Incap grows revenue but margins tightens in Q1
Finnish EMS provider Incap reported revenue growth of 7.3% in the first quarter of 2026, but profitability fell sharply as component availability issues, foreign exchange headwinds, and acquisition-related costs weighed on the result.
Revenue for the January–March period reached EUR 56.0 million, up from EUR 52.2 million in the same period a year earlier. The increase was partly driven by the consolidation of Lacon Group, which was acquired and integrated into Incap's reporting as of February 20. Excluding currency effects, organic growth was flat.
Profitability came under pressure at the operating level. Comparable EBITA fell 14.2% to EUR 5.2 million, representing 9.2% of revenue compared to 11.5% a year earlier. Operating profit dropped 16.7% to EUR 4.8 million. Net profit was broadly unchanged at EUR 3.9 million, against EUR 3.8 million in Q1 2025.
The margin compression had a clear cause. Component shortages – driven in part by surging demand from the AI and data centre segment – pushed certain deliveries into the second quarter.
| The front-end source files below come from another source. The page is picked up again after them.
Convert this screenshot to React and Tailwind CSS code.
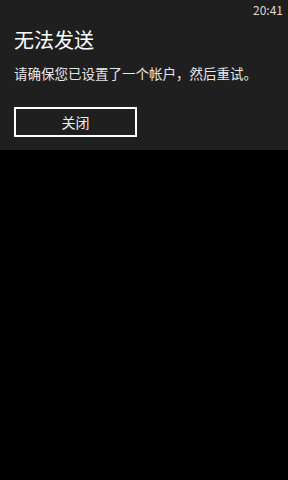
import React from "react";

const font = { fontFamily: '"Segoe UI", "Noto Sans CJK SC", "Open Sans", sans-serif' };

export default function App() {
  return (
    <div className="w-[288px] h-[480px] bg-black text-white overflow-hidden" style={font}>
      <div className="bg-[#1f1f1f] h-[150px] flex flex-col">
        <div className="flex justify-end pr-[5px] pt-[2px] h-[20px] text-[12px] leading-[16px] text-[#d8d8d8]">
          20:41
        </div>
        <div className="pl-[14px] mt-[8px] text-[20px] leading-[24px]">无法发送</div>
        <div className="pl-[14px] mt-[12px] text-[13.5px] leading-[18px] text-[#e8e8e8] whitespace-nowrap">
          请确保您已设置了一个帐户，然后重试。
        </div>
        <button className="ml-[14px] mt-[25px] w-[123px] h-[30px] border-2 border-white flex items-center justify-center text-[14px] text-[#f0f0f0]">
          关闭
        </button>
      </div>
    </div>
  );
}
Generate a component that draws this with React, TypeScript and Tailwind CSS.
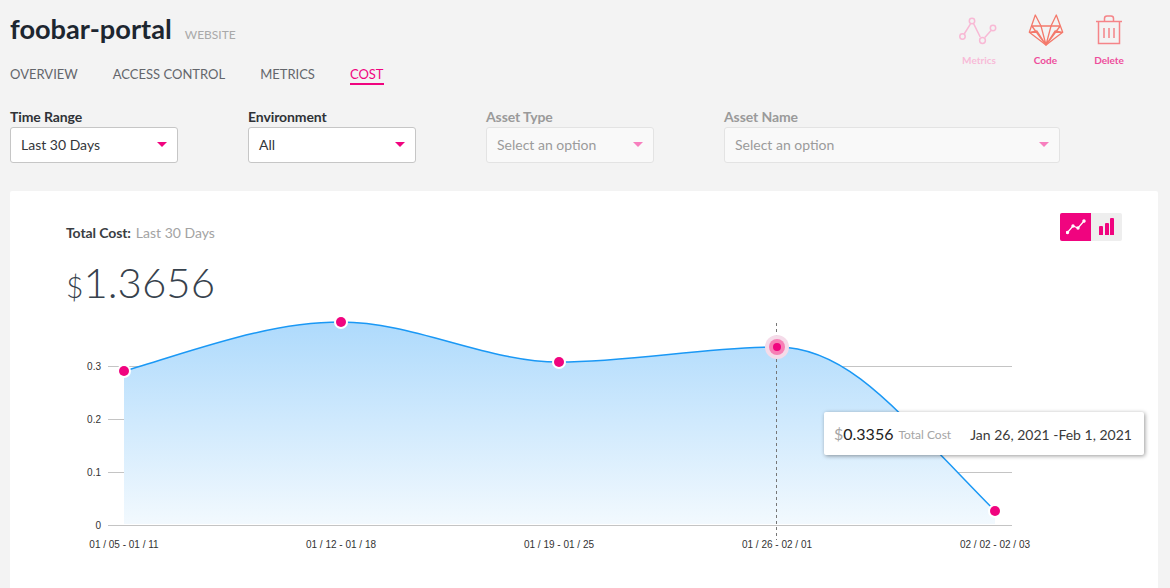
import React from "react";

const font = { fontFamily: "Lato, sans-serif" };

interface SelectProps {
  label: string;
  value: string;
  width: string;
  disabled?: boolean;
}

const Select: React.FC<SelectProps> = ({ label, value, width, disabled }) => {
  return (
    <div className={`${width} shrink-0`}>
      <p
        className={`text-[14px] leading-[20px] font-bold tracking-[-0.1px] ${
          disabled ? "text-[#9a9a9a]" : "text-[#2f3237]"
        }`}
      >
        {label}
      </p>
      <div
        className={`flex h-[36px] items-center justify-between rounded-[3px] border pb-[1px] pl-[10px] pr-[10px] text-[14px] ${
          disabled
            ? "border-[#e3e3e3] bg-[#f9f9f9] text-[#9b9b9b]"
            : "border-[#c6c6c6] bg-white text-[#33363a]"
        }`}
      >
        <span>{value}</span>
        <span
          className={`h-0 w-0 border-x-[5px] border-t-[5px] border-x-transparent ${
            disabled ? "border-t-[#f77fbe]" : "border-t-[#f0047f]"
          }`}
        />
      </div>
    </div>
  );
};

const MetricsIcon = () => (
  <svg width="40" height="32" viewBox="0 0 40 32" fill="none" stroke="#f8b9d5" strokeWidth="1.5">
    <path d="M5.2 20 L11.5 9.8 M14.6 9.6 L21.2 23 M25.8 23.5 L32.5 16" />
    <circle cx="3.5" cy="22.5" r="2.7" />
    <circle cx="13" cy="7" r="2.7" />
    <circle cx="23.5" cy="26.5" r="2.9" />
    <circle cx="34" cy="14" r="2.7" />
  </svg>
);

const GitlabIcon = () => (
  <svg width="36" height="32" viewBox="0 0 36 32" fill="none" stroke="#f4796b" strokeWidth="1.3" strokeLinejoin="round">
    <path d="M18 31 L1.3 18.3 L7.3 1 L13 12 H23 L28.3 1 L34.7 18.3 Z" />
    <path d="M3.8 12 H13 L18 31 L23 12 H32.2 M3.8 12 L18 31 L32.2 12 M1.3 18.3 L9 17 L18 31 L27 17 L34.7 18.3" />
  </svg>
);

const TrashIcon = () => (
  <svg width="28" height="32" viewBox="0 0 28 32" fill="none" stroke="#f58488" strokeWidth="1.5">
    <path d="M1 7.5 H27" />
    <path d="M3.5 7.5 V29.5 H24.5 V7.5" />
    <path d="M9.5 7 V4.5 Q9.5 2 12 2 H16 Q18.5 2 18.5 4.5 V7" />
    <path d="M9 14 V24 M14 14 V24 M19 14 V24" />
  </svg>
);

const ActionIcon: React.FC<{ label: string; width: string; faded?: boolean; children: React.ReactNode }> = ({
  label,
  width,
  faded,
  children,
}) => (
  <div className={`flex ${width} flex-col items-center`}>
    <div className="flex h-[36px] items-center justify-center">{children}</div>
    <span
      className={`mt-[6px] text-[10px] leading-[12px] font-bold ${
        faded ? "text-[#f8bbd8]" : "text-[#ee4d9b]"
      }`}
    >
      {label}
    </span>
  </div>
);

const tabs = ["OVERVIEW", "ACCESS CONTROL", "METRICS", "COST"];

const points = [
  { x: 124, y: 371 },
  { x: 341, y: 322 },
  { x: 559, y: 362 },
  { x: 995, y: 511 },
];

const linePath =
  "M124,371 C196,350 268,322 341,322 C414,322 486,362 559,362 C632,362 705,347 777,347 C850,347 900,415 995,511";

const Chart = () => (
  <svg width="1000" height="260" viewBox="66 310 1000 260" className="block">
    <defs>
      <linearGradient id="area" x1="0" y1="0" x2="0" y2="1">
        <stop offset="0" stopColor="#aedafc" />
        <stop offset="1" stopColor="#f2f9fe" />
      </linearGradient>
    </defs>
    {[366, 419, 472, 525].map((y) => (
      <line key={y} x1="108" x2="1012" y1={y + 0.5} y2={y + 0.5} stroke="#c4c4c4" strokeWidth="1" />
    ))}
    <path d={`${linePath} L995,524 L124,524 Z`} fill="url(#area)" />
    <path d={linePath} fill="none" stroke="#1a98f5" strokeWidth="1.5" />
    <line x1="776.5" x2="776.5" y1="323" y2="540" stroke="#777" strokeWidth="1" strokeDasharray="3 3" />
    {[
      { y: 366, t: "0.3", x: 101 },
      { y: 419, t: "0.2", x: 101 },
      { y: 472, t: "0.1", x: 101 },
      { y: 525, t: "0", x: 101 },
    ].map((l) => (
      <text key={l.t} x={l.x} y={l.y + 3.5} textAnchor="end" fontSize="10" fill="#333" fontFamily="Liberation Sans, sans-serif">
        {l.t}
      </text>
    ))}
    {[
      { x: 124, t: "01 / 05 - 01 / 11" },
      { x: 341, t: "01 / 12 - 01 / 18" },
      { x: 559, t: "01 / 19 - 01 / 25" },
      { x: 777, t: "01 / 26 - 02 / 01" },
      { x: 995, t: "02 / 02 - 02 / 03" },
    ].map((l) => (
      <text key={l.t} x={l.x} y={548} textAnchor="middle" fontSize="10" fill="#333" fontFamily="Liberation Sans, sans-serif">
        {l.t}
      </text>
    ))}
    {points.map((p) => (
      <g key={p.x}>
        <circle cx={p.x} cy={p.y} r="7" fill="#fff" />
        <circle cx={p.x} cy={p.y} r="5" fill="#f0047f" />
      </g>
    ))}
    <circle cx="777" cy="347" r="12" fill="#f5dbe9" />
    <circle cx="777" cy="347" r="8" fill="#f77fb5" />
    <circle cx="777" cy="347" r="4" fill="#f0047f" />
  </svg>
);

const App: React.FC = () => {
  return (
    <div className="h-[588px] w-[1170px] overflow-hidden bg-[#f3f3f3]" style={font}>
      <div className="flex h-[104px] justify-between pl-[10px] pr-[31px]">
        <div>
          <div className="flex h-[60px] items-baseline pt-[10px]">
            <h1 className="text-[27.2px] leading-[38px] font-bold text-[#1d2630]">foobar-portal</h1>
            <span className="ml-[13px] text-[12px] text-[#a9a9a9]">WEBSITE</span>
          </div>
          <div className="flex gap-[35px]">
            {tabs.map((t) => (
              <span
                key={t}
                className={`h-[25px] border-b-2 text-[13px] leading-[28px] ${
                  t === "COST" ? "border-[#f0047f] text-[#f0047f]" : "border-transparent text-[#63666b]"
                }`}
              >
                {t}
              </span>
            ))}
          </div>
        </div>
        <div className="flex pt-[12px]">
          <ActionIcon label="Metrics" width="w-[66px]" faded>
            <MetricsIcon />
          </ActionIcon>
          <ActionIcon label="Code" width="w-[67px]">
            <GitlabIcon />
          </ActionIcon>
          <ActionIcon label="Delete" width="w-[60px]">
            <TrashIcon />
          </ActionIcon>
        </div>
      </div>

      <div className="flex gap-[70px] pl-[10px] pt-[3px]">
        <Select label="Time Range" value="Last 30 Days" width="w-[168px]" />
        <Select label="Environment" value="All" width="w-[168px]" />
        <Select label="Asset Type" value="Select an option" width="w-[168px]" disabled />
        <Select label="Asset Name" value="Select an option" width="w-[336px]" disabled />
      </div>

      <div className="relative mx-[12px] ml-[10px] mt-[28px] h-[420px] rounded-[2px] bg-white pl-[56px] pt-[32px]">
        <div className="flex items-start justify-between pr-[36px]">
          <p className="text-[14px] leading-[20px]">
            <span className="font-bold tracking-[-0.1px] text-[#3a3d42]">Total Cost:</span>
            <span className="ml-[5px] text-[#a3a3a3]">Last 30 Days</span>
          </p>
          <div className="mt-[-10px] flex h-[28px] w-[62px] overflow-hidden rounded-[2px] bg-[#eeeeee]">
            <div className="flex w-[31px] items-center justify-center bg-[#f0047f]">
              <svg width="20" height="16" viewBox="0 0 20 16" fill="none" stroke="#fff" strokeWidth="1.2">
                <path d="M1 14 L7 7 L12 9 L18 2" />
                <circle cx="1.5" cy="13.5" r="1.1" fill="#fff" />
                <circle cx="7" cy="7" r="1.1" fill="#fff" />
                <circle cx="12" cy="9" r="1.1" fill="#fff" />
                <circle cx="18" cy="2" r="1.1" fill="#fff" />
              </svg>
            </div>
            <div className="flex w-[31px] items-end justify-center gap-[1.5px] pb-[6px]">
              <span className="h-[9px] w-[4px] rounded-t-[1px] bg-[#f0047f]" />
              <span className="h-[12px] w-[4px] rounded-t-[1px] bg-[#f0047f]" />
              <span className="h-[17px] w-[4px] rounded-t-[1px] bg-[#f0047f]" />
            </div>
          </div>
        </div>
        <p className="mt-[15px] flex h-[48px] items-baseline text-[42px] leading-[48px] font-light text-[#37424d]">
          <span className="text-[30px]">$</span>
          <span>1.3656</span>
        </p>
        <div className="mt-[4px]">
          <Chart />
        </div>

        <div className="absolute left-[814px] top-[221px] flex h-[43px] w-[320px] items-center whitespace-nowrap rounded-[2px] bg-white pl-[10px] pt-[1px] shadow-[1px_1px_4px_rgba(0,0,0,0.4)]">
          <span className="text-[16px] text-[#a5a5a5]">$</span>
          <span className="text-[16px] text-[#222]">0.3356</span>
          <span className="ml-[5px] mt-[2px] text-[12px] text-[#a5a5a5]">Total Cost</span>
          <span className="ml-[19px] text-[14px] text-[#3a3a3a]">Jan 26, 2021 -Feb 1, 2021</span>
        </div>
      </div>
    </div>
  );
};

export default App;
CEO Otto Pukk was direct about the dynamic at play: the same AI-driven demand that is reshaping the broader semiconductor market is straining supply capacity for components used in other segments, with knock-on effects across the EMS industry.
"Over time, we expect component availability to improve as manufacturers increase capacity, and we continue to work closely with our customers to identify alternative component solutions where needed," Otto Pukk said in the press release.
Record defence order intake in Q1
Order intake developed positively across the quarter, which Pukk described as laying an important foundation for the rest of the year. The defence segment was a particularly strong one, with a record high number of orders received — including larger defence orders for the newly acquired units in Germany and Romania. The Lacon acquisition, which added those facilities to Incap's footprint, is also beginning to reduce the company's customer concentration risk — a dependency on its largest customer that management has previously identified as a structural concern.
Pukk noted that volumes began recovering toward the end of the quarter, which he said supports a more positive outlook for the coming quarters.
Incap reiterates its full-year guidance: both revenue and comparable EBITA are expected to be clearly higher than the EUR 214.6 million and EUR 26.1 million reported for 2025.